And it was summer—warm, beautiful summer
Ada
impresi yang selalu membekas padaku setiap kali kubaca akhir cerita
Snedronningen karangan Hans Christian Andersen. Impresi yang bersedia menemani
duduk di sampingku selagi aku bayangkan pot-pot mawar di balkon sempit rumah
Gerda dan Kay. Kamu tahu, kan, kalau mereka tidak punya kebun? Rumah mereka
saling berhadapan, berdempetan dengan rumah-rumah tetangga mereka, jalanannya
pun tidak cukup lebar. Untuk itulah anak-anak pergi bermain di lapangan
alun-alun dan orang tua membesarkan pot-pot tanaman di balkon dan jendela.
Kupikir,
orang tua Kay akan berhenti menanam mawar setelah musim dingin ketika Kay
hilang di tengah badai, sebab Kay sangat menyukai mawar-mawar itu hingga
melihat rona merahnya saja akan mengingatkan mereka padanya. Semua orang di
desa mengaku sudah tidak pernah lagi melihat Kay sejak musim dingin itu, lalu
mereka mulai yakin satu-persatu bahwa bocah itu sudah mati dan tidak akan
pernah pulang ke rumahnya yang sempit dengan balkonnya yang sempit dipenuhi
kain jemuran serta pot-pot tanaman.
Tentu
saja mereka keliru. Kay belum mati dan ia akan pulang bersama Gerda di akhir
cerita. Sudah begitu ketentuannya dalam cerita dongeng. Hanya aku tidak terlalu
menyalahkan mereka. Mereka tak menyadari bahwa mereka hidup di dalam sebuah
cerita dongeng. Yang tidak kuduga adalah bagaimana jalanan dan rumah dan balkon
dan pot-pot mawar masih terlihat sama ketika Gerda dan Kay kembali.
Kamu
ingat tidak, waktu aku mengajakmu mengunjungi rumah masa kecilku? Sewaktu kita
sampai di sana dan rumah itu ternyata sudah tidak ada? Aku ingat rumah itu pun
terasnya dipenuhi pot-pot tanaman sehijau cat dinding dan pagarnya. Bahkan ada
pohon mangga yang sering dipanjat anak tetangga. Rumah itu selalu tampak teduh.

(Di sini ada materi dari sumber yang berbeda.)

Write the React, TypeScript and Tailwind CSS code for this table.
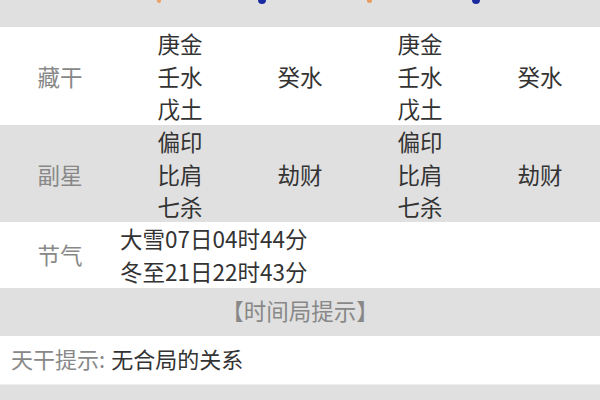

Sayang sekali kamu tak pernah melihatnya sebab rumah itu sudah tidak ada saat
kita ke sana. Di tanahnya kini berdiri dua petak rumah bergaya modern seperti
dalam brosur-brosur perumahan. Kadang memikirkannya saja aku jadi ingin
menangis. Barangkali saat itu pun aku tampak seolah menahan air mataku, lalu
kamu berusaha menghiburku dengan mentraktirku es krim di perjalanan pulang.
Aku
ingat, waktu itu kamu bilang semua hal di dunia pasti akan hilang, pergi, dan
tidak akan sama lagi. Aku diam saja waktu itu. Aku tidak berani memberitahumu
betapa takutnya aku. Mungkin ketakutan itu yang dirasakan Jo March di pagi hari
sebelum pernikahan kakaknya. Aku tahu Jo sangat ingin lari–namun berlari pun
sudah tidak ada artinya saat itu, sebab semuanya memilih untuk tinggal dan Jo
hanya bisa menelan kembali mimpi kekanakannya lalu tersenyum dan berpura-pura
semua baik-baik saja sampai Meg tak lagi menempati tempat tidur di sisi
miliknya; surat-surat Amy tiba hanya beberapa bulan sekali; piano di ruang
tengah tak pernah bersuara lagi.
Kita yang sebegitu takut akan perubahan. Aku dan Jo. Dan barangkali kamu juga. Aku semakin sering memikirkannya setelah itu. Kamu sangat yakin bahwa kata selamanya itu tidak betul-betul ada. Apakah artinya kita juga? Apakah dengan menolak selamanya kamu lantas berdamai dengan semua perubahan? Atau hatimu diam-diam masih merindukan masa lalu seperti Jo yang mengecek kotak pos meski tahu betul tidak akan ada apa-apa di dalamnya? Betapa indahnya dunia jika aku bisa selalu pulang ke rumah yang selalu sama; yang berdempetan dengan rumah-rumah tetangga dan balkon sempitnya dipenuhi pot-pot bunga. Betapa bahagia, kupikir, seandainya aku punya seorang Gerda yang meraih tanganku supaya kita bisa pulang ke sana.